WILLMAR — The decision wasn't easy and the Kandiyohi County Board of Commissioners worried about how the decision would impact some of the county's seniors, but the vote to terminate the care coordination contract between the county and Blue Cross Blue Shield of Minnesota was unanimous.
It brings to an end a partnership that has been in place for over 20 years.
"It has always been the assumption the county would continue this work as long as it was viable and it didn't require any county levy dollars to support this contract," said Jennie Lippert, county Health and Human Services director at Tuesday's board meeting.
The main reasons the county decided to terminate the contract now were staffing concerns and upcoming training because of a major revision to a software program that will be used by the county Health and Human Services Home and Community Based Services division, which care coordination is a part of.
"We've been watching this for a number of years," Lippert said.
Care coordination is a service provided to subscribers to BCBS's Blue Plus program, for seniors on state medical programs. The work is currently done by a team of social workers and a nurse from Kandiyohi County on behalf of BCBS.
"That individual helps them (subscribers) with medical appointments, if they have medical questions, if they need help getting resources," Lippert said.
The contract requires 130 days notice prior to termination, so for the next three to four months the county will continue to provide the program to the clients. BCBS will be responsible to find another entity to replace the county.

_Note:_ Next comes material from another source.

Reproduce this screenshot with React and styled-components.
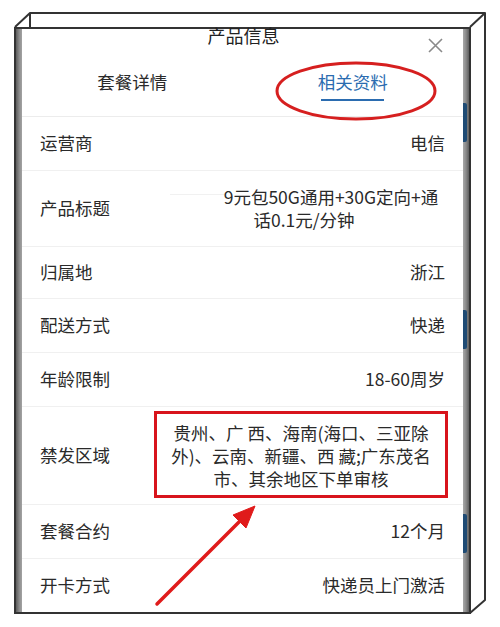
import React from 'react';
import styled, { createGlobalStyle } from 'styled-components';

const GlobalStyle = createGlobalStyle`
  html, body {
    margin: 0;
    padding: 0;
    background: #fff;
  }
  body {
    font-family: "Noto Sans CJK SC", "Noto Sans", sans-serif;
    color: #2a2a2a;
  }
`;

const Stage = styled.div`
  position: relative;
  width: 500px;
  height: 627px;
  padding: 27px 29px 0 14px;
  box-sizing: border-box;
  overflow: hidden;
`;

const Frame = styled.div`
  display: flex;
  width: 457px;
  height: 587px;
  box-sizing: border-box;
  border: 2px solid #333;
  background: #fff;
`;

const LeftBezel = styled.div`
  width: 6px;
  flex-shrink: 0;
  background: linear-gradient(to right, #5c5c5c, #8f8f8f 60%, #a3a3a3);
`;

const RightBezel = styled.div`
  width: 6px;
  flex-shrink: 0;
  display: flex;
  flex-direction: column;
  background: linear-gradient(to right, #a8a8a8, #8a8a8a 50%, #5e5e5e);
`;

const Mark = styled.span`
  display: block;
  width: 4px;
  height: 39px;
  margin-top: ${(p) => p.$top}px;
  background: #1f4b74;
  border-radius: 0 2px 2px 0;
`;

const Screen = styled.div`
  flex: 1;
  display: flex;
  flex-direction: column;
  min-width: 0;
`;

const Header = styled.div`
  position: relative;
  height: 20px;
  display: flex;
  justify-content: center;
`;

const Title = styled.div`
  font-size: 18px;
  line-height: 13px;
  color: #222;
  padding-left: 2px;
`;

const Close = styled.svg`
  position: absolute;
  right: 20px;
  top: 9px;
  width: 15px;
  height: 15px;
`;

const TabBar = styled.div`
  display: flex;
  height: 67px;
  border-bottom: 1px solid #ececec;
  flex-shrink: 0;
`;

const Tab = styled.div`
  position: relative;
  flex: 1;
  display: flex;
  flex-direction: column;
  align-items: center;
  padding-top: 21px;
`;

const TabLabel = styled.span`
  font-size: 17.5px;
  line-height: 24px;
  color: ${(p) => (p.$active ? '#2b6cb0' : '#2a2a2a')};
`;

const Underline = styled.span`
  display: block;
  width: 63px;
  height: 2px;
  margin-top: 5px;
  background: #2b6cb0;
`;

const Ellipse = styled.svg`
  position: absolute;
  left: 31px;
  top: 11px;
  width: 164px;
  height: 62px;
  overflow: visible;
`;

const Row = styled.div`
  display: flex;
  align-items: center;
  justify-content: space-between;
  height: ${(p) => p.$h || 54}px;
  flex: ${(p) => (p.$last ? 1 : 'none')};
  padding: 0 18px 2px;
  box-sizing: border-box;
  border-bottom: ${(p) => (p.$last ? 'none' : '1px solid #f0f0f0')};
`;

const Label = styled.span`
  font-size: 17.5px;
  line-height: 23px;
  color: #2a2a2a;
  white-space: nowrap;
`;

const Value = styled.span`
  font-size: 17.5px;
  line-height: 23px;
  color: #2a2a2a;
  white-space: nowrap;
`;

const MultiValue = styled.div`
  width: 282px;
  font-size: 17.5px;
  line-height: 23px;
  color: #2a2a2a;
  text-align: center;
  white-space: nowrap;
`;

const Erased = styled.span`
  display: inline-block;
  width: 54px;
  height: 9px;
  border-top: 1px solid #f1f1f1;
  vertical-align: middle;
`;

const RegionBox = styled.div`
  width: 294px;
  margin-right: -3px;
  box-sizing: border-box;
  border: 3px solid #d8141c;
  padding: 7px 0 5px;
  font-size: 17.5px;
  line-height: 23px;
  color: #2a2a2a;
  text-align: center;
  white-space: pre;
`;

const Overlay = styled.svg`
  position: absolute;
  left: 0;
  top: 0;
  width: 500px;
  height: 627px;
  pointer-events: none;
`;

const rows = [
  { label: '运营商', value: '电信' },
  { label: '归属地', value: '浙江', h: 52 },
  { label: '配送方式', value: '快递' },
  { label: '年龄限制', value: '18-60周岁' },
];

export default function App() {
  return (
    <>
      <GlobalStyle />
      <Stage>
        <Frame>
          <LeftBezel />
          <Screen>
            <Header>
              <Title>产品信息</Title>
              <Close viewBox="0 0 15 15">
                <path d="M1 1 L14 14 M14 1 L1 14" stroke="#8a8a8a" strokeWidth="1.6" fill="none" />
              </Close>
            </Header>
            <TabBar>
              <Tab>
                <TabLabel>套餐详情</TabLabel>
              </Tab>
              <Tab>
                <TabLabel $active>相关资料</TabLabel>
                <Underline />
                <Ellipse viewBox="0 0 164 62">
                  <ellipse cx="82" cy="31" rx="79" ry="28" stroke="#d61f1f" strokeWidth="3" fill="none" />
                </Ellipse>
              </Tab>
            </TabBar>

            <Row>
              <Label>{rows[0].label}</Label>
              <Value>{rows[0].value}</Value>
            </Row>
            <Row $h={76}>
              <Label>产品标题</Label>
              <MultiValue>
                <Erased />9元包50G通用+30G定向+通
                <br />
                话0.1元/分钟
              </MultiValue>
            </Row>
            {rows.slice(1).map((r) => (
              <Row key={r.label} $h={r.h}>
                <Label>{r.label}</Label>
                <Value>{r.value}</Value>
              </Row>
            ))}
            <Row $h={98}>
              <Label>禁发区域</Label>
              <RegionBox>
                {'贵州、广 西、海南(海口、三亚除\n外)、云南、新疆、西 藏;广东茂名\n市、其余地区下单审核'}
              </RegionBox>
            </Row>
            <Row>
              <Label>套餐合约</Label>
              <Value>12个月</Value>
            </Row>
            <Row $last>
              <Label>开卡方式</Label>
              <Value>快递员上门激活</Value>
            </Row>
          </Screen>
          <RightBezel>
            <Mark $top={74} />
            <Mark $top={168} />
            <Mark $top={165} />
          </RightBezel>
        </Frame>

        <Overlay viewBox="0 0 500 627">
          <g stroke="#333" strokeWidth="2" fill="none" strokeLinejoin="round">
            <path d="M15 27 L30 13 L485 13 L485 600 L470 613" />
            <path d="M30 13 V27" />
            <path d="M470 27 L485 13" />
          </g>
          <g fill="#e01b1b" stroke="#e01b1b">
            <path d="M157 604 L243 518" strokeWidth="3.5" strokeLinecap="round" fill="none" />
            <path d="M255 506 L233 515 L246 528 Z" strokeWidth="1" strokeLinejoin="round" />
          </g>
        </Overlay>
      </Stage>
    </>
  );
}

"Clients shouldn't see any downfall from this," Lippert said. "It should hopefully be a seamless transition."
With the termination of the care coordination contract, those staff from the program can be reassigned to other areas, helping to alleviate the staffing crunch in the county's HCBS. There is still the possibility that additional employees will be needed, as the caseloads for these programs increase as more people become eligible for them.
While the commissioners don't love having to increase staff and continue to grow the size and cost of government, they also understand that there really is no choice if the state mandates services and the population that uses those services continues to grow. As more of the baby boomer generation reaches the age of 65 and go on state medical programs and services, the county will have to be able to serve them.
"The numbers just speak for themselves, you can't change that," said Commissioner Roger Imdieke. "Increase services, increased costs are a fact of life."